Ocurra lo que ocurra en los próximos meses, Afganistán seguirá ocupando el mismo lugar crucial y estratégico que ha marcado su historia desde los tiempos de Alejandro Magno, que mandaba sobre el único imperio que logró invadir al país, aunque después de haber pactado con las tribus locales. “Es importante recordar que Afganistán forma parte de Asia central”, explica el historiador de la universidad de Houston (Texas) Frank Lee Holt, autor de un gran libro sobre Alejandro en Afganistán, Into the land of bones. “El término ‘central’ es muy significativo porque esta región es central en la geopolítica del mundo. Los occidentales suelen confundir Afganistán con una zona periférica; pero está en el corazón de la gran masa terrestre euroasiática.

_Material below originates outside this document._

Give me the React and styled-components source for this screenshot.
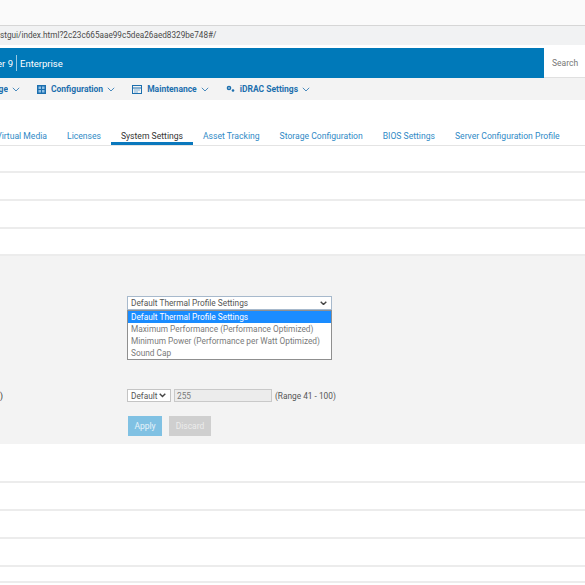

Lo que ocurre allí repercute en casi todo el mundo”.
102 fallecidos españoles
Tras la intervención estadounidense, en diciembre de 2001 el Consejo de Seguridad de la ONU estableció en su resolución 1.386, el despliegue de la ISAF, una fuerza internacional de la que formaban parte más de 40 países, entre ellos España. La misión se prolongó hasta 2015, cuando fue reemplazada otra fuerza internacional de la OTAN, centrada sobre todo en el entrenamiento del Ejército afgano. Las tropas españolas tenían su base en Herat, en el este del país. Como explica el teniente coronel Joaquín Aguirre Arribas, jefe de la Sección de Comunicación Estratégica del Estado Mayor de la Defensa y él mismo veterano piloto de helicóptero en Afganistán, “el objetivo era permitir al Gobierno afgano proporcionar una seguridad efectiva y desarrollar unas fuerzas de seguridad propias y después ofrecer el entrenamiento, asesoramiento y asistencia a las Fuerzas Nacionales de Defensa y Seguridad Afganas”. “Ha supuesto un tremendo esfuerzo en personal (27.100 efectivos durante 19 años), logístico y de sostenimiento del material allí desplegado. Sin olvidar el sacrificio de los 100 militares y 2 intérpretes fallecidos durante estos años”.